When a message about problems is translated  into real-life situations, it is amazing how quickly the students begin to see how it could fit into their life. This is where you use Anecdotes, Inspirational Thoughts, Statistics, or Illustrations to Support the truths you present.

So now you’ve told them what you are going to talk about. You’ve talked about it. Hopefully with conviction and feeling! (I have sometimes listened to a message and I wanted to jump up and say, Do you really believe that? REALLY?  Are you sure???!!) Hopefully, we truly manifest that we really believe the message! 
Now it is time to tell them what you told them. 
An example: 
We have been looking at how much a single CHOICE can affect the life of Abraham—those choices also affected his wife, and his servants, and his neighbors, and his children. Difficulties will come. Sometimes we are afraid of doing the right thing. Choices will have to be made. Some times the right choice can seem costly. But making the wrong choices can cost tremendously more.  (and perhaps after a brief pause, it is time to ask, Does anyone have any questions?)

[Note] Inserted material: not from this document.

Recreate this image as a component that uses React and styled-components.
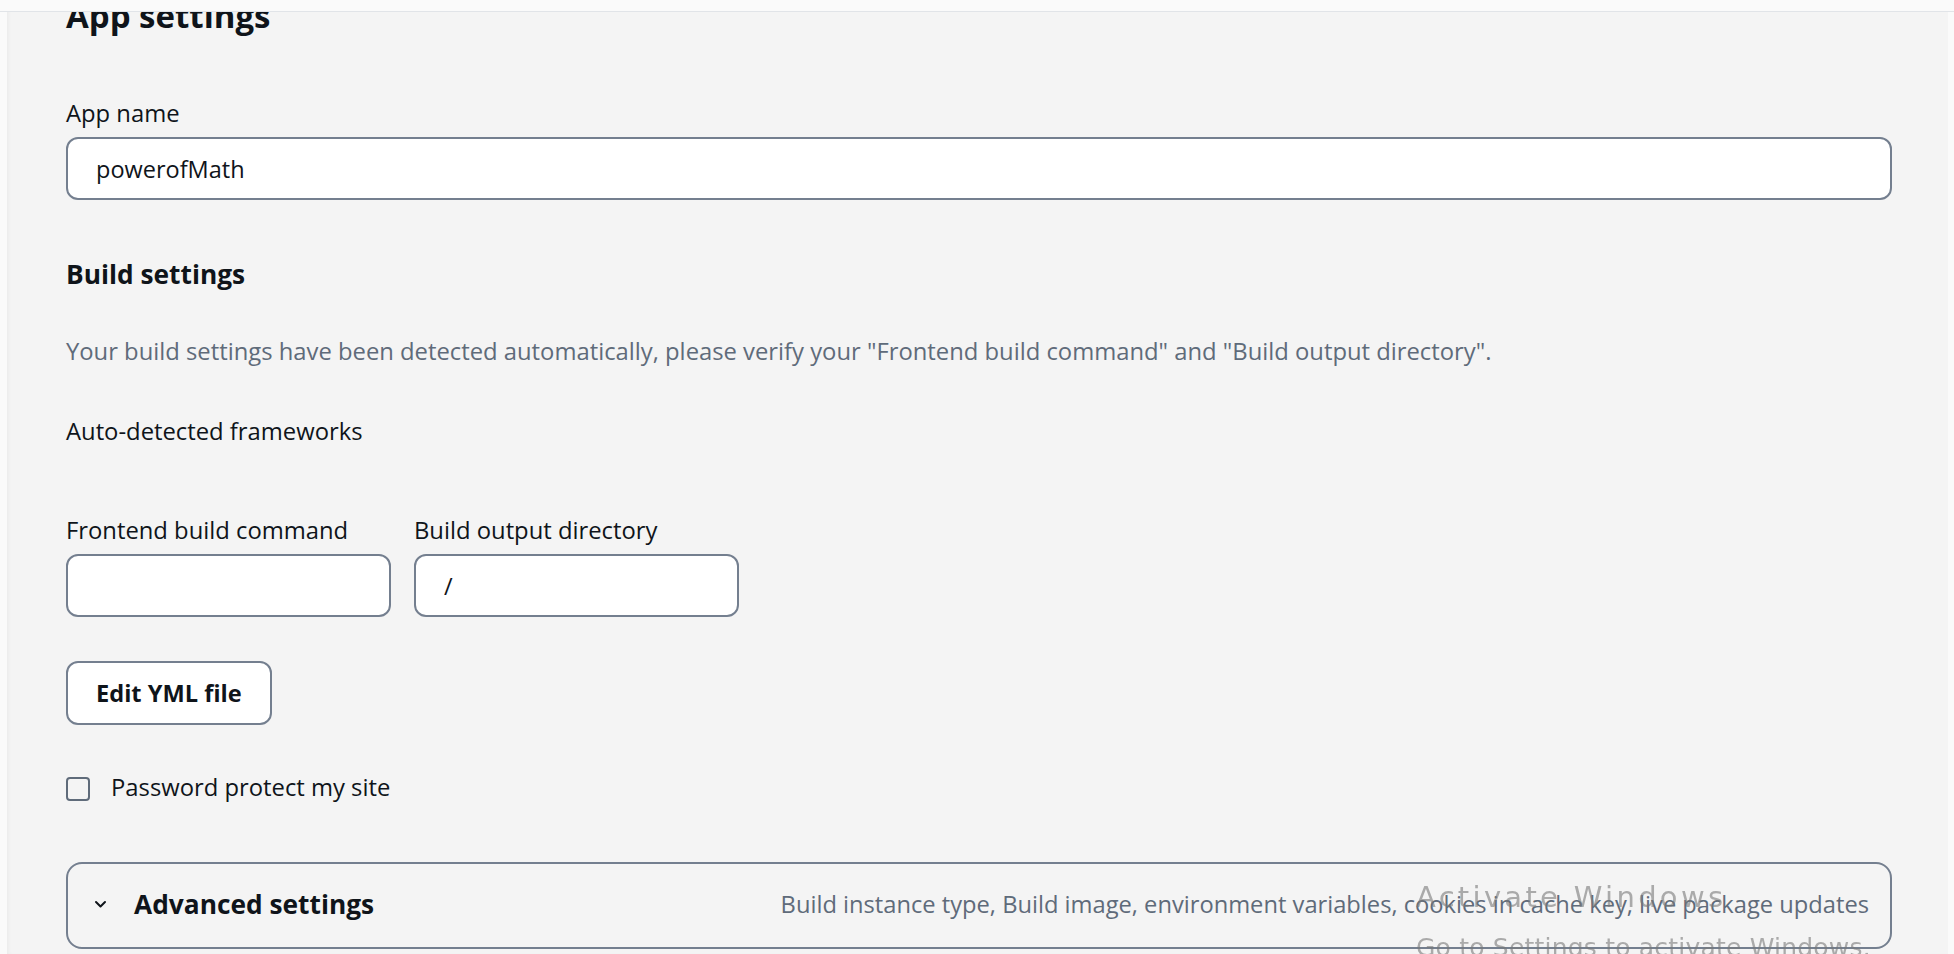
import React from 'react';
import styled, { createGlobalStyle } from 'styled-components';

const colors = {
    page: '#f4f4f4',
    chrome: '#fafafa',
    text: '#0f141a',
    muted: '#5f6b7a',
    border: '#747f8f',
    white: '#ffffff',
};

const GlobalStyle = createGlobalStyle`
    html, body {
        margin: 0;
        padding: 0;
        background: ${colors.page};
        overflow: hidden;
    }
    body {
        font-family: "Open Sans", "Noto Sans", sans-serif;
        color: ${colors.text};
    }
    * { box-sizing: border-box; }
`

const TopBar = styled.div`
    position: fixed;
    top: 0;
    left: 0;
    right: 0;
    height: 12px;
    background: ${colors.chrome};
    border-bottom: 1px solid #e1e4e8;
    z-index: 10;
`

const Shell = styled.div`
    display: flex;
    min-height: 954px;
`

const Gutter = styled.div`
    width: ${props => props.width}px;
    flex-shrink: 0;
    background: ${colors.chrome};
`

const Main = styled.main`
    flex: 1;
    padding: 0 56px 0 59px;
    box-shadow: inset 3px 0 4px -2px rgba(0, 0, 0, 0.05);
`

const Heading = styled.h2`
    margin: 0;
    font-size: 33px;
    line-height: 32px;
    font-weight: 700;
`

const SubHeading = styled.h3`
    margin: ${props => props.mt}px 0 0;
    font-size: 26.3px;
    line-height: 32px;
    font-weight: 700;
`

const Text = styled.p`
    margin: ${props => props.mt}px 0 0;
    font-size: 23.8px;
    line-height: 32px;
    color: ${props => (props.muted ? colors.muted : colors.text)};
`

const Field = styled.div`
    display: flex;
    flex-direction: column;
    gap: 8px;
    margin-top: ${props => props.mt || 0}px;
    width: ${props => (props.width ? props.width + 'px' : 'auto')};
`

const Label = styled.label`
    font-size: 23.8px;
    line-height: 32px;
`

const Input = styled.input`
    height: 63px;
    width: 100%;
    padding: 0 28px;
    border: 2.5px solid ${colors.border};
    border-radius: 12px;
    background: ${colors.white};
    font-family: inherit;
    font-size: 23.5px;
    color: ${colors.text};
    outline: none;
`

const FieldRow = styled.div`
    display: flex;
    gap: 23px;
    margin-top: ${props => props.mt}px;
`

const Button = styled.button`
    display: inline-flex;
    align-items: center;
    height: 64px;
    margin-top: 44px;
    padding: 0 28px;
    border: 2.5px solid ${colors.border};
    border-radius: 12px;
    background: ${colors.white};
    font-family: inherit;
    font-size: 23.6px;
    font-weight: 700;
    color: ${colors.text};
`

const CheckRow = styled.label`
    display: flex;
    align-items: center;
    gap: 21px;
    margin-top: 46px;
    font-size: 23.8px;
    line-height: 32px;
`

const Box = styled.span`
    width: 24px;
    height: 24px;
    margin-top: 3px;
    border: 2.5px solid ${colors.muted};
    border-radius: 4px;
    background: transparent;
    flex-shrink: 0;
`

const Expander = styled.div`
    display: flex;
    align-items: center;
    height: 87px;
    margin-top: 59px;
    padding: 0 21px 3px 26px;
    border: 2px solid ${colors.border};
    border-radius: 16px;
`

const Chevron = styled.svg`
    width: 13px;
    height: 9px;
    margin-right: 27px;
    flex-shrink: 0;
`

const ExpanderTitle = styled.span`
    font-size: 26.3px;
    font-weight: 700;
    line-height: 32px;
`

const ExpanderInfo = styled.span`
    margin-left: auto;
    font-size: 23.7px;
    color: ${colors.muted};
`

const Watermark = styled.div`
    position: fixed;
    left: 1416px;
    top: 883px;
    display: flex;
    flex-direction: column;
    gap: 23px;
    font-family: "DejaVu Sans", sans-serif;
    color: rgba(120, 120, 120, 0.6);
    pointer-events: none;
    z-index: 20;
`

const WatermarkLine = styled.span`
    font-size: ${props => props.size}px;
    line-height: ${props => props.size}px;
    letter-spacing: ${props => props.spacing}px;
    white-space: nowrap;
`

export default function App() {
    return (
        <>
            <GlobalStyle />
            <TopBar />
            <Shell>
                <Gutter width={7} />
                <Main>
                    <Heading>App settings</Heading>

                    <Field mt={65}>
                        <Label>App name</Label>
                        <Input defaultValue="powerofMath" />
                    </Field>

                    <SubHeading mt={58}>Build settings</SubHeading>
                    <Text muted mt={45}>
                        Your build settings have been detected automatically, please verify your "Frontend build command" and "Build output directory".
                    </Text>
                    <Text mt={48}>Auto-detected frameworks</Text>

                    <FieldRow mt={67}>
                        <Field width={325}>
                            <Label>Frontend build command</Label>
                            <Input defaultValue="" />
                        </Field>
                        <Field width={325}>
                            <Label>Build output directory</Label>
                            <Input defaultValue="/" />
                        </Field>
                    </FieldRow>

                    <Button>Edit YML file</Button>

                    <CheckRow>
                        <Box />
                        Password protect my site
                    </CheckRow>

                    <Expander>
                        <Chevron viewBox="0 0 13 9">
                            <polyline points="2,2 6.5,6.5 11,2" fill="none" stroke={colors.text} strokeWidth="2" strokeLinecap="round" strokeLinejoin="round" />
                        </Chevron>
                        <ExpanderTitle>Advanced settings</ExpanderTitle>
                        <ExpanderInfo>Build instance type, Build image, environment variables, cookies in cache key, live package updates</ExpanderInfo>
                    </Expander>
                </Main>
                <Gutter width={6} />
            </Shell>
            <Watermark>
                <WatermarkLine size={29} spacing={3.3}>Activate Windows</WatermarkLine>
                <WatermarkLine size={25} spacing={0.2}>Go to Settings to activate Windows.</WatermarkLine>
            </Watermark>
        </>
    );
}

The May, June and July-August Issues of The ENCOURAGER have presented 5  BASIC elements. 


Format for writing a plan

From Preparation to Presentation...

Notes To Build Lesson

Story notes that seem essential:
Main Theme that Arises: *
Verses that seems to suit above:
Ideas to get their attention: **
How can I sum up what I've been
teaching in a quick and effective way?
Illustration ideas to reinforce truth:


Lesson Plan & Notes

Main Point:***_____________________
Attention Getter: **
Points Necessary to Story: ****
Illustration 1
Illustration 2
Sum up Main Point:
Additional Notes & Ideas:


* If more than one main point appears clear to you - break lesson in two. If it really grabs you it may be important to teach the lesson again from a different angle / emphasis! If not - leave it alone because it won't affect the class either.

** To get their attention

*** Keep it clearly before you - that is where you want to go. If you don't know where you are going, neither will the student.